Why does MIPS use one delay slot instead of two?

This seems to be the case in many RISC architectures. Since filling one delay slot saves us 50% of otherwise wasted cycles, why not give the programmer a chance to use both slots?

Solution

On MIPS R2000, the classic MIPS I that the ISA is designed around, 1 branch-delay slot is enough to hide branch latency: How does MIPS I forward from EX to ID for branches without stalling?. Being able to check branch conditions with low latency (half a clock cycle) is why MIPS conditional branches are limited to eq/ne and/or checking the sign bit for x<0, not an arbitrary x<y.

On Is that true if we can always fill the delay slot there is no need for branch prediction? Paul Clayton answers that yes, filling the branch-delay slot in asm makes branch-prediction useless on early MIPS. So that's more evidence that real commercial MIPS R2000 worked that way. You only need branch prediction if you lengthen the pipeline, like they did for next-gen MIPS R4000. And then you have branch prediction instead of expecting compilers to statically fill the branch latency.

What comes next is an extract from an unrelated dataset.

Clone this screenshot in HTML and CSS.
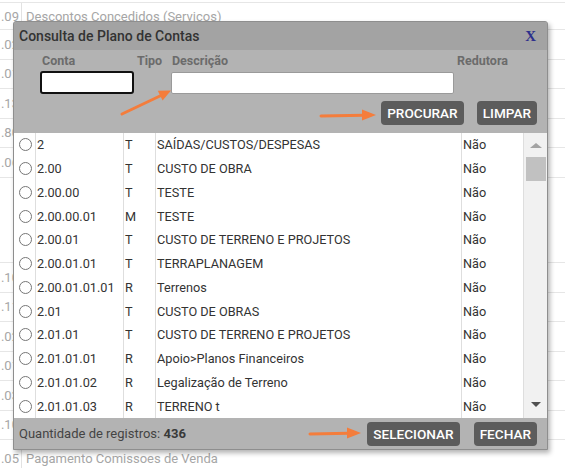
FILE: index.html
```html
<!DOCTYPE html>
<html lang="pt-BR">
<head>
<meta charset="utf-8">
<title>Consulta de Plano de Contas</title>
<link rel="stylesheet" href="styles.css">
</head>
<body>
<div class="bg">
  <div class="bg-row first"><div class="bg-code">1.09</div><div class="bg-desc">Descontos Concedidos (Serviços)</div></div>
  <div class="bg-row"><div class="bg-code">1.02</div><div class="bg-desc"></div></div>
  <div class="bg-row"><div class="bg-code">1.01</div><div class="bg-desc"></div></div>
  <div class="bg-row"><div class="bg-code">1.13</div><div class="bg-desc"></div></div>
  <div class="bg-row"><div class="bg-code">1.80</div><div class="bg-desc"></div></div>
  <div class="bg-row"><div class="bg-code">1.06</div><div class="bg-desc"></div></div>
  <div class="bg-row tall"><div class="bg-code"></div><div class="bg-desc"></div></div>
  <div class="bg-row"><div class="bg-code">1.10</div><div class="bg-desc"></div></div>
  <div class="bg-row"><div class="bg-code">1.11</div><div class="bg-desc"></div></div>
  <div class="bg-row"><div class="bg-code">1.02</div><div class="bg-desc"></div></div>
  <div class="bg-row"><div class="bg-code">1.01</div><div class="bg-desc"></div></div>
  <div class="bg-row"><div class="bg-code">1.03</div><div class="bg-desc"></div></div>
  <div class="bg-row"><div class="bg-code">1.10</div><div class="bg-desc"></div></div>
  <div class="bg-row last"><div class="bg-code">1.05</div><div class="bg-desc">Pagamento Comissoes de Venda</div></div>
</div>

<div class="modal">
  <div class="modal-head">
    <span class="modal-title">Consulta de Plano de Contas</span>
    <span class="modal-close">X</span>
  </div>
  <div class="filter">
    <div class="filter-grid">
      <span class="flabel l-conta">Conta</span>
      <span class="flabel l-tipo">Tipo</span>
      <span class="flabel l-desc">Descrição</span>
      <span class="flabel l-red">Redutora</span>
      <div class="in-conta"></div>
      <div></div>
      <div class="in-desc"></div>
    </div>
    <div class="filter-actions">
      <span class="btn">PROCURAR</span>
      <span class="btn">LIMPAR</span>
    </div>
  </div>
  <div class="list">
    <div class="rows">
      <div class="row"><div class="cell"><input type="radio" class="radio" name="c"></div><div class="cell">2</div><div class="cell">T</div><div class="cell">SAÍDAS/CUSTOS/DESPESAS</div><div class="cell">Não</div></div>
      <div class="row"><div class="cell"><input type="radio" class="radio" name="c"></div><div class="cell">2.00</div><div class="cell">T</div><div class="cell">CUSTO DE OBRA</div><div class="cell">Não</div></div>
      <div class="row"><div class="cell"><input type="radio" class="radio" name="c"></div><div class="cell">2.00.00</div><div class="cell">T</div><div class="cell">TESTE</div><div class="cell">Não</div></div>
      <div class="row"><div class="cell"><input type="radio" class="radio" name="c"></div><div class="cell">2.00.00.01</div><div class="cell">M</div><div class="cell">TESTE</div><div class="cell">Não</div></div>
      <div class="row"><div class="cell"><input type="radio" class="radio" name="c"></div><div class="cell">2.00.01</div><div class="cell">T</div><div class="cell">CUSTO DE TERRENO E PROJETOS</div><div class="cell">Não</div></div>
      <div class="row"><div class="cell"><input type="radio" class="radio" name="c"></div><div class="cell">2.00.01.01</div><div class="cell">T</div><div class="cell">TERRAPLANAGEM</div><div class="cell">Não</div></div>
      <div class="row"><div class="cell"><input type="radio" class="radio" name="c"></div><div class="cell">2.00.01.01.01</div><div class="cell">R</div><div class="cell">Terrenos</div><div class="cell">Não</div></div>
      <div class="row"><div class="cell"><input type="radio" class="radio" name="c"></div><div class="cell">2.01</div><div class="cell">T</div><div class="cell">CUSTO DE OBRAS</div><div class="cell">Não</div></div>
      <div class="row"><div class="cell"><input type="radio" class="radio" name="c"></div><div class="cell">2.01.01</div><div class="cell">T</div><div class="cell">CUSTO DE TERRENO E PROJETOS</div><div class="cell">Não</div></div>
      <div class="row"><div class="cell"><input type="radio" class="radio" name="c"></div><div class="cell">2.01.01.01</div><div class="cell">R</div><div class="cell">Apoio&gt;Planos Financeiros</div><div class="cell">Não</div></div>
      <div class="row"><div class="cell"><input type="radio" class="radio" name="c"></div><div class="cell">2.01.01.02</div><div class="cell">R</div><div class="cell">Legalização de Terreno</div><div class="cell">Não</div></div>
      <div class="row"><div class="cell"><input type="radio" class="radio" name="c"></div><div class="cell">2.01.01.03</div><div class="cell">R</div><div class="cell">TERRENO t</div><div class="cell">Não</div></div>
    </div>
    <div class="scroll">
      <div class="arrow-up"></div>
      <div class="thumb"></div>
      <div class="arrow-down"></div>
    </div>
  </div>
  <div class="modal-foot">
    <span class="count">Quantidade de registros: <b>436</b></span>
    <div class="foot-actions">
      <span class="btn">SELECIONAR</span>
      <span class="btn">FECHAR</span>
    </div>
  </div>
</div>

<svg class="annot" width="565" height="468" viewBox="0 0 565 468">
  <g stroke="#f47d3c" stroke-width="3" stroke-linecap="round" fill="#f47d3c">
    <line x1="122" y1="114" x2="161" y2="95.5"/>
    <polygon points="171,90.5 162.6,100.6 157.8,90.8" stroke="none"/>
    <line x1="321" y1="116" x2="364" y2="115.3"/>
    <polygon points="376,115 362,109.5 362,120.5" stroke="none"/>
    <line x1="310" y1="434" x2="349" y2="433.3"/>
    <polygon points="361,433 347,427.5 347,438.5" stroke="none"/>
  </g>
</svg>
</body>
</html>
```

FILE: styles.css
```css
* { box-sizing: border-box; }

body {
  margin: 0;
  width: 565px;
  height: 468px;
  overflow: hidden;
  position: relative;
  background: #fff;
  font-family: Roboto, "Liberation Sans", sans-serif;
}

/* background page table */
.bg { padding-top: 2px; }
.bg-row {
  display: flex;
  height: 29.5px;
  border-top: 1px solid #e6e6e6;
  color: #a6a6a6;
  font-size: 13px;
}
.bg-row.first { height: 27px; }
.bg-row.tall { height: 85.5px; }
.bg-row.last { height: 38px; }
.bg-code {
  width: 22px;
  display: flex;
  align-items: center;
  justify-content: flex-end;
  overflow: hidden;
  white-space: nowrap;
  padding-right: 2px;
  border-right: 1px solid #e2e2e2;
}
.bg-desc {
  flex: 1;
  display: flex;
  align-items: center;
  padding-left: 4px;
  white-space: nowrap;
}

/* modal */
.modal {
  position: absolute;
  left: 13px;
  top: 21px;
  width: 535px;
  height: 429px;
  border: 1px solid #8e8e8e;
  border-radius: 3px 3px 0 0;
  box-shadow: 2px 3px 5px rgba(0, 0, 0, 0.3);
  background: #b3b3b3;
  display: flex;
  flex-direction: column;
}
.modal-head {
  height: 28px;
  background: #a3a3a3;
  display: flex;
  align-items: center;
  justify-content: space-between;
  padding: 0 11px 0 5px;
  border-radius: 2px 2px 0 0;
}
.modal-title {
  font-size: 14px;
  font-weight: 500;
  color: #333;
}
.modal-close {
  font-family: "Liberation Serif", serif;
  font-weight: bold;
  font-size: 15px;
  color: #2c2f8c;
}

.filter {
  height: 83px;
  padding: 2px 10px 0 26px;
}
.filter-grid {
  display: grid;
  grid-template-columns: 94px 31px 283px auto;
  grid-template-rows: 18px 23px;
  column-gap: 3px;
  row-gap: 1px;
}
.flabel {
  font-size: 12.5px;
  font-weight: bold;
  color: #6b6b6b;
  line-height: 18px;
}
.l-conta { padding-left: 2px; }
.l-desc { padding-left: 1px; }
.in-conta {
  height: 23px;
  border: 2px solid #111;
  border-radius: 3px;
  background: #fff;
}
.in-desc {
  height: 22px;
  margin-top: 1px;
  border: 1px solid #9a9a9a;
  border-radius: 2px;
  background: #fff;
}
.filter-actions {
  display: flex;
  justify-content: flex-end;
  gap: 13px;
  margin-top: 7px;
}
.btn {
  height: 24px;
  padding: 0 6px;
  display: flex;
  align-items: center;
  background: #5c5c5c;
  color: #fff;
  border-radius: 4px;
  font-size: 13.6px;
  font-weight: 500;
}

/* list */
.list {
  height: 285px;
  display: flex;
  background: #fff;
}
.rows { width: 509px; }
.row {
  display: grid;
  grid-template-columns: 22px 88px 32px 306px 61px;
  height: 23.75px;
  font-size: 12.7px;
  color: #333;
}
.cell {
  display: flex;
  align-items: center;
  padding-left: 1px;
  white-space: nowrap;
  overflow: hidden;
  border-right: 1px solid #dedede;
}
.cell:last-child { border-right: 0; }
.radio {
  margin: 0 0 0 4px;
  width: 13px;
  height: 13px;
}
.scroll {
  width: 24px;
  background: #f1f1f1;
  border-left: 1px solid #dedede;
  display: flex;
  flex-direction: column;
  align-items: center;
  padding-top: 10px;
}
.arrow-up {
  width: 0;
  height: 0;
  border-left: 6px solid transparent;
  border-right: 6px solid transparent;
  border-bottom: 5px solid #a3a3a3;
}
.thumb {
  margin-top: 9px;
  width: 20px;
  height: 24px;
  background: #c1c1c1;
}
.arrow-down {
  margin-top: auto;
  margin-bottom: 11px;
  width: 0;
  height: 0;
  border-left: 5px solid transparent;
  border-right: 5px solid transparent;
  border-top: 5px solid #505050;
}

.modal-foot {
  flex: 1;
  display: flex;
  align-items: center;
  justify-content: space-between;
  padding: 0 10px 0 5px;
}
.count {
  font-size: 13px;
  color: #444;
}
.count b { color: #3a3a3a; }
.foot-actions {
  display: flex;
  gap: 14px;
}

.annot {
  position: absolute;
  left: 0;
  top: 0;
  pointer-events: none;
}
```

But anyway, one branch-delay slot is hard enough for compilers to fill reliably, and in hindsight is baggage for future implementations that use branch prediction instead of depending on a delay slot to hide branch latency. Especially superscalar implementations.

Making it architectural burdens all future CPUs with it, if they want to be binary-compatible. So even if early MIPS CPUs did have 2 cycles of branch latency, some foresight and cost/benefit consideration makes is pretty reasonable to only expose 1 cycle architecturally.